Prompt: Pictures stay out of this copy; please retype only the lines from the start of the records through the line with "import React from 'react';".

Material for the task:
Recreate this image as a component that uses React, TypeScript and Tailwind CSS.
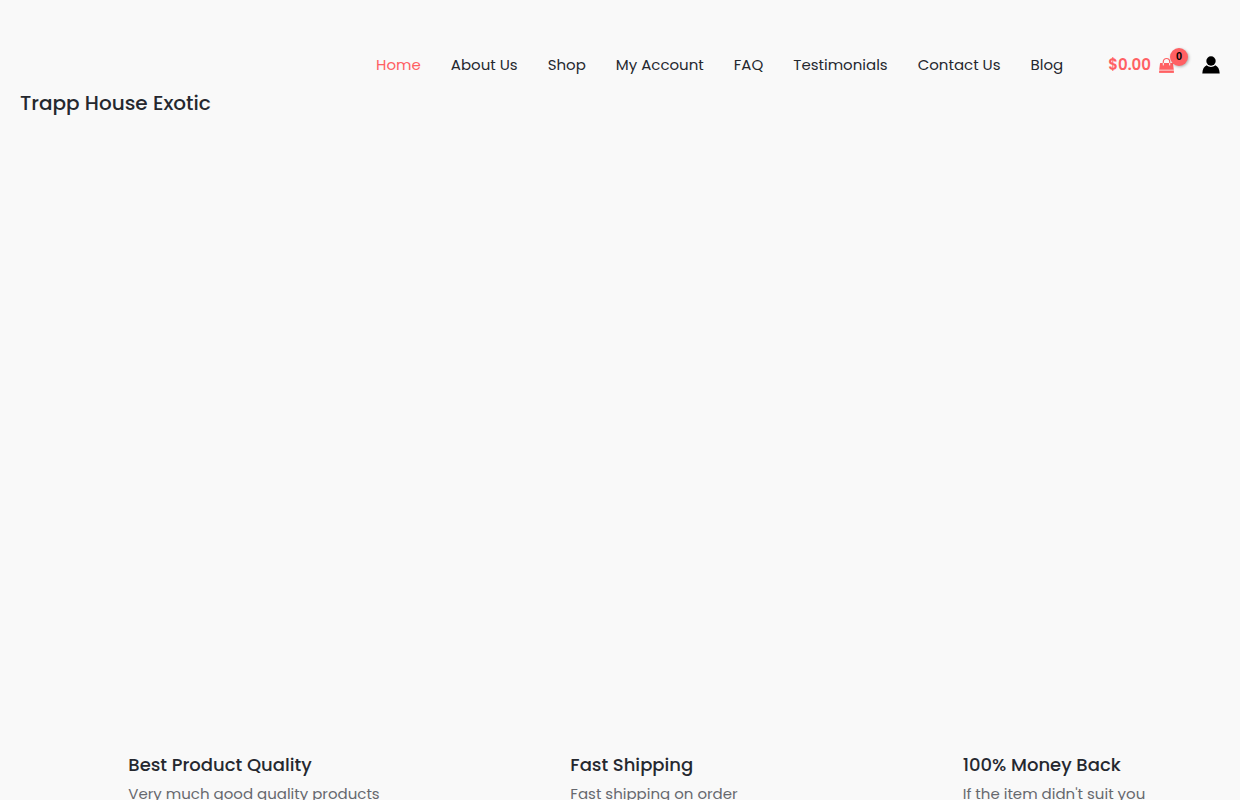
import React from 'react';

const navItems = [
  { label: 'Home', active: true },
  { label: 'About Us' },
  { label: 'Shop' },
  { label: 'My Account' },
  { label: 'FAQ' },
  { label: 'Testimonials' },
  { label: 'Contact Us' },
  { label: 'Blog' },
];

const features = [
  { title: 'Best Product Quality', text: 'Very much good quality products' },
  { title: 'Fast Shipping', text: 'Fast shipping on order' },
  { title: '100% Money Back', text: "If the item didn't suit you" },
];

const BagIcon = () => (
  <svg viewBox="0 0 15 16" className="w-[15px] h-4" aria-hidden="true">
    <path d="M1.1 5.9h12.8l.9 6.9H.2z" fill="currentColor" />
    <path d="M.1 13.5h14.8v2.4H.1z" fill="currentColor" />
    <path d="M4.3 8V4.7a3.2 3.2 0 0 1 6.4 0V8" fill="none" stroke="currentColor" strokeWidth="1.2" />
    <path d="M4.3 6.3V8M10.7 6.3V8" fill="none" stroke="#f9f9f9" strokeWidth="1" strokeLinecap="round" />
  </svg>
);

const UserIcon = () => (
  <svg viewBox="0 0 18 18" className="w-[18px] h-[18px]" aria-hidden="true">
    <circle cx="9" cy="5" r="4.7" fill="#000" />
    <path d="M4.7 9.3C6 10.5 7.4 11 9 11s3-.5 4.3-1.7c2.6 1.2 4.2 3.7 4.4 8.2H.3c.2-4.5 1.8-7 4.4-8.2z" fill="#000" />
  </svg>
);

const Header = () => (
  <header className="flex justify-between px-5 pt-12">
    <a href="#" className="mt-10 text-xl leading-[30px] font-medium whitespace-nowrap">Trapp House Exotic</a>
    <div className="flex items-center h-[34px]">
      <nav className="flex gap-[30px] text-[15px] leading-6">
        {navItems.map((item) => (
          <a key={item.label} href="#" className={item.active ? 'text-[#ff6063]' : 'hover:text-[#ff6063]'}>
            {item.label}
          </a>
        ))}
      </nav>
      <a href="#" className="flex items-center gap-2 ml-[45px] text-[#ff6063]" aria-label="View shopping cart">
        <span className="text-[15px] leading-6 font-semibold">$0.00</span>
        <span className="relative">
          <BagIcon />
          <span className="absolute -top-[9px] left-[11px] w-[18px] h-[18px] rounded-full bg-[#ff6063] text-black font-['Liberation_Sans',sans-serif] text-[11px] leading-4 font-bold text-center shadow-[1px_1px_3px_rgba(0,0,0,0.3)]">
            0
          </span>
        </span>
      </a>
      <a href="#" className="ml-7" aria-label="Account">
        <UserIcon />
      </a>
    </div>
  </header>
);

export default function App() {
  return (
    <div className="min-h-screen bg-[#f9f9f9] text-[#25282f] font-['Poppins','Inter',sans-serif]">
      <Header />
      <main>
        {/* Hero */}
        <section className="h-[632px]" />

        {/* Features */}
        <section className="grid grid-cols-3 px-5">
          {features.map((feature) => (
            <div key={feature.title} className="flex justify-center">
              <div className="w-12 mr-5 shrink-0" />
              <div>
                <h3 className="text-lg leading-[30px] font-medium">{feature.title}</h3>
                <p className="text-[15px] leading-7 text-[#66686e]">{feature.text}</p>
              </div>
            </div>
          ))}
        </section>
      </main>
    </div>
  );
}
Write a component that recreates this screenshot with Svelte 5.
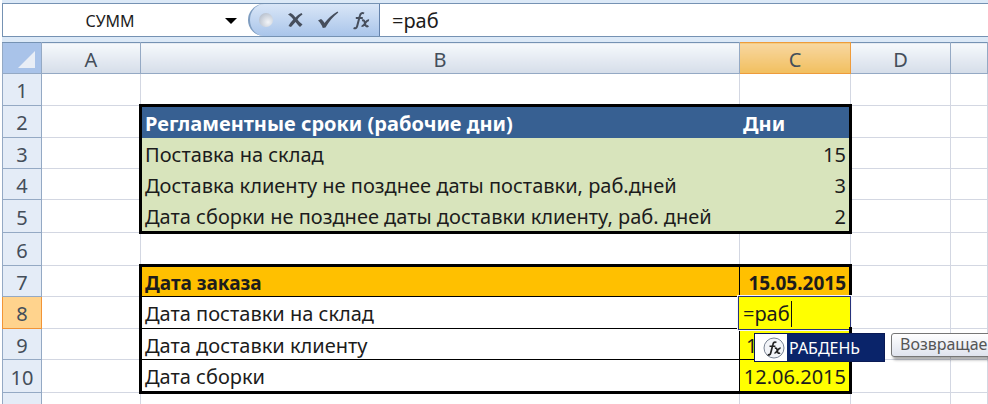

Solved exercise:
Recreate this image as a component that uses React, TypeScript and Tailwind CSS.
import React from 'react';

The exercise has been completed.